Çocukluğumuzdan kalan anılarımızı pek fazla unutamayız, parça parça eksiklikler olsa da aslında çocukluk anılarımız hep var olur,tıpkı bir filmin fragmanı gibi.Çocukluk yıllarında kaygılanmamız için sebeplerimiz az olur, ailemizin ve çevremizin bizi korumasından kaynaklı sorumluluk bilincimiz onlara emanet oluşur.O yaşlarda neyi görürsek onu izler ve öğreniriz,çok başarılı veya çok başarısız olmamızın temelinde gözlemlemek ve izlediğini öğrenmek bahşedilir.Hayatımıza dış etkenlerin müdahalesi azdır ve neyi kavrıyorsak bunlar aile çevremizden kalanlar olur.En çok gördüklerimiz değil tatillerde veya dönemsel ailevi buluşmalarda denk geldiğimiz aile bireyleri daha çok ilgimizi çeker çünkü uzak şehirlerden, her tatil her bayram her kötü gün de beklediklerimiz onlardır.Hepimizin hayatına mana olan,içten dokunan biri vardır,tüm söylenenlere kulak kapattığımız, ona toz konduramadığımız,herkesin sözünden tesirli,bir tek onu dinlediğimiz o yılların en kıymetlisi olan çocukluk anımıza imza atan o kişilerdir. Çocukluk dönemizin tesirini yirmili yaşlarda anlarız. Tohumdan köke giden bu döngüde çınar ağacı benzetmesi doğru olur. Çınar ağacı; çınargiller ailesinin platunus cinsinden, Amerika kıtası kuzey kısımları ile Asya ve Avrupa kıtasının doğu kısımlarında ve ülkemizde ise platanus oriantails isimli ’Doğu çınarı’ yetişmektedir. Yüzyıllar boyu yaşayabilen ve gövdesi heybetli olduğu için gölgesi çok olan ağaçlardır. Çınar ağacı gibi insan deriz ya; Sizin de hayatınız da böyle unutamadığınız birileri mutlaka vardır.Benim de çınar ağacım,çocukluğumdan bana masal olarak kalan anneannem;‘Nazani’dir. İlk öğretmenim, kalemim, defterim, kitabım ve jelibonum…

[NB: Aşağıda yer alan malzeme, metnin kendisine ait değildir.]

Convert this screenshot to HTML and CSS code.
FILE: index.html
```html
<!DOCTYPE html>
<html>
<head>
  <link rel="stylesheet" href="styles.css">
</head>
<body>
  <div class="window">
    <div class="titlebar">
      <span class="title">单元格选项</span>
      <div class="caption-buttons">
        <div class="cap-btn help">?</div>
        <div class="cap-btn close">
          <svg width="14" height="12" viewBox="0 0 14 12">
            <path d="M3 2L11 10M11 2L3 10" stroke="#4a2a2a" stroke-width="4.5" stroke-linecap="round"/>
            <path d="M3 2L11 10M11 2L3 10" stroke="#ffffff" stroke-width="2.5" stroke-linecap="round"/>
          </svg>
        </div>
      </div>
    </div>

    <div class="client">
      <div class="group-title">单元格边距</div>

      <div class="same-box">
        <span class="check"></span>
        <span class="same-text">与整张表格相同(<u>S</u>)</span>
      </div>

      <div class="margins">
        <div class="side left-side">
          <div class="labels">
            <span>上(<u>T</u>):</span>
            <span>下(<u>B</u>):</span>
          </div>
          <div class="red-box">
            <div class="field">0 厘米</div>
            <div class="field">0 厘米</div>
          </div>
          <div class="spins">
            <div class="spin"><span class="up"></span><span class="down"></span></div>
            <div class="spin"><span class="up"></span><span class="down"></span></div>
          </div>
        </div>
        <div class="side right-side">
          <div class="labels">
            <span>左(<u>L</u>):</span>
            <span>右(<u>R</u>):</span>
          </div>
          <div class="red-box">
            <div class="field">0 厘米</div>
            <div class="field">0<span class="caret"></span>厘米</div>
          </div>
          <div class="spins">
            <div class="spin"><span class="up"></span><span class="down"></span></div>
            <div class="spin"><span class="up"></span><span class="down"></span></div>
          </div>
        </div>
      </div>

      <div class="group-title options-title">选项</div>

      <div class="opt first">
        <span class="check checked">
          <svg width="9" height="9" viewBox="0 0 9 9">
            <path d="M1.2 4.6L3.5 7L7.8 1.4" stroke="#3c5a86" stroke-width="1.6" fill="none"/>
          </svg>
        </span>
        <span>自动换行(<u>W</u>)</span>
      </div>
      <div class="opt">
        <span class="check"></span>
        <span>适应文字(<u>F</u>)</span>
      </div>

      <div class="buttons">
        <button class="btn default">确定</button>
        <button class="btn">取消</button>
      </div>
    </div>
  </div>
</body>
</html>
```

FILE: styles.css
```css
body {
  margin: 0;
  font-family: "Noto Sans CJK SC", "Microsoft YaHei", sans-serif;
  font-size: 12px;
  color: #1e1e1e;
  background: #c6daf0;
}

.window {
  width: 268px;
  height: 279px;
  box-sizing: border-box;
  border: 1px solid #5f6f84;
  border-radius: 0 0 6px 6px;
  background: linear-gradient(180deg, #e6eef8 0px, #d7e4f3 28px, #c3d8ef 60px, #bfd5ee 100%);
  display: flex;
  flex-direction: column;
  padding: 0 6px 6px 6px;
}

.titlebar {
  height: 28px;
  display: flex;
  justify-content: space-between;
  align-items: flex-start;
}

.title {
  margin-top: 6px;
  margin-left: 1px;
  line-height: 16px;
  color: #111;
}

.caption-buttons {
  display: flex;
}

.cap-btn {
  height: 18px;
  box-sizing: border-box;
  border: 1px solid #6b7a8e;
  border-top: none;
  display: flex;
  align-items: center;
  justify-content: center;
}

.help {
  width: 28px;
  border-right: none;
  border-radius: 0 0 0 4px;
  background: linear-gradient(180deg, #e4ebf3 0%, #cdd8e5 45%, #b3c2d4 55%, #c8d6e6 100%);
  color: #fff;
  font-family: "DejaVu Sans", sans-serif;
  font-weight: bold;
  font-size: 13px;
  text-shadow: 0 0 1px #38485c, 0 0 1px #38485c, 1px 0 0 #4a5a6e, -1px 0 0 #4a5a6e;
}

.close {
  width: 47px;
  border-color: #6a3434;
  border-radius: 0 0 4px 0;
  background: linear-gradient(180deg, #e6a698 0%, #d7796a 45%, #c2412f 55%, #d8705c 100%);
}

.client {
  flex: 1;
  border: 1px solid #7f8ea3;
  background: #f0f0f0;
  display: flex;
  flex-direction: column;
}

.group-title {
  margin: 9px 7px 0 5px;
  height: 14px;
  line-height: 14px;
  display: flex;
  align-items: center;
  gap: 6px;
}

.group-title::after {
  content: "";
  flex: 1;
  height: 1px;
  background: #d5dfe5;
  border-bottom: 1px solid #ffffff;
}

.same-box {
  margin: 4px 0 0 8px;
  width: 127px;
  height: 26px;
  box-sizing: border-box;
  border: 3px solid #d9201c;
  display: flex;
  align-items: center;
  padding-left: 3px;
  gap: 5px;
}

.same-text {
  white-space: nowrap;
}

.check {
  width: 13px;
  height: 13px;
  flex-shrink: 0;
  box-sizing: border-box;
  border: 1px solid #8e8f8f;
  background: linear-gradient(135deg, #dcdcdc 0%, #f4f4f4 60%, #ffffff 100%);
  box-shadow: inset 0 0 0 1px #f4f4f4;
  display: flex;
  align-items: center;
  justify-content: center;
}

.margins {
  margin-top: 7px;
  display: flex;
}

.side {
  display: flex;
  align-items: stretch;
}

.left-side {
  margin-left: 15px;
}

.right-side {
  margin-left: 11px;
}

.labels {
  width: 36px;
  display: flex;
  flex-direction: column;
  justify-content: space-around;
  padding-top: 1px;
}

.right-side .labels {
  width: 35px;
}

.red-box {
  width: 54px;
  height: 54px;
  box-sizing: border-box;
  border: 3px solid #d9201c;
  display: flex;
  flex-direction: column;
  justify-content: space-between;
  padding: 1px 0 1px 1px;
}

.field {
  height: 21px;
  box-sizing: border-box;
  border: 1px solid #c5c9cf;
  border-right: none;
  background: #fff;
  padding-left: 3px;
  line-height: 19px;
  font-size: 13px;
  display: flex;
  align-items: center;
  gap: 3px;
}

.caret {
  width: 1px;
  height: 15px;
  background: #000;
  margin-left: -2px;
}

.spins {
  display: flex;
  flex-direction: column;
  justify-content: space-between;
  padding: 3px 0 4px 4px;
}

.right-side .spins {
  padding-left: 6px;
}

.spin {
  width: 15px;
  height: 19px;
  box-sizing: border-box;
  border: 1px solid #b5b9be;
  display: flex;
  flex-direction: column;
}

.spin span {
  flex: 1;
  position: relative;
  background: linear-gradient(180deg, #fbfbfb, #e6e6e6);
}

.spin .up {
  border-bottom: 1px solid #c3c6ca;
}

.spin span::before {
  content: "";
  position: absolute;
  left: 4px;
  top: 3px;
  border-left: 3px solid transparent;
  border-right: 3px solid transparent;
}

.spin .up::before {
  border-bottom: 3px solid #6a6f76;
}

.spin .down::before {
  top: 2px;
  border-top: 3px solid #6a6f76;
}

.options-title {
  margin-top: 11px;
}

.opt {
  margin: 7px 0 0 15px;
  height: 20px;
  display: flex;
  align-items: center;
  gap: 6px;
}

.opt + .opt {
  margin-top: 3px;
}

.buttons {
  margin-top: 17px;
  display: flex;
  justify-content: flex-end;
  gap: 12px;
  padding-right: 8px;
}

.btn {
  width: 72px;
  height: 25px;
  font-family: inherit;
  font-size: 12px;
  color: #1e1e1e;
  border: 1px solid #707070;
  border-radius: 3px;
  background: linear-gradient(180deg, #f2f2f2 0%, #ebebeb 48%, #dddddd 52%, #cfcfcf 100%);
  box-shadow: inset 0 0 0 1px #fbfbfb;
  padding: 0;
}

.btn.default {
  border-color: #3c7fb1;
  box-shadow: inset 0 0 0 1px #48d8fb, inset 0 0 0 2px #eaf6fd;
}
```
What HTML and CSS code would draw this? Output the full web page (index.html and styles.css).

Beni o yaşlarda ondan gördüğümü öğrenmeme teşvik ederek, sürekli olarak, fikir sahibi olmama yardım eden ve 107 tane deneme kaleme alan deneme türünün babası olan, Fransız yazar Michel de Montaigne ‘den;‘Gideceği limanı bilmeyen gemiye hiçbir rüzgar yardım edemez.’sözünü aklımdan çıkarmamaya vesile olandır. Hepimizin yaşamaya dair başlarken oluşturduğu bu taslakta çocukluk anılarımız en fazla yer alır. Bütün yoğun hisleri biriktirip, önümüze koyduğumuzda ise içinden cımbızla seçip almalık bir kişilik oluşturmak, çabamızın başlangıcıdır. Döngüde bizimde bu bilinçle hayatlarına dokunmamız gereken çocuklar var. Aslında hepimiz;’Denemeler’ kitabında anlatılan bal kokan incirler gibiyiz. Montaigne’in de yaşamı boyunca yaptığı gibi; başta insan sevgisi, iyimserlik, dayanışma, özgürlük ve okuma alışkanlığı üzerine yoğunlaşmamız gerekiyor. Bizleri orantılı bir dengeyle başlangıçtan bitişe çizgimizden uzaklaşmadan var ederek götürebilecek gerçeklik budur.Çünkü her insan kendisi için bir derstir demiş,Montaigne.Bu derste;çocukluğumuzun kalanından mirasla,çocuklara,ailemize,çevremize,asırlık çınar ağacı gölgesi olabilmek umuduyla.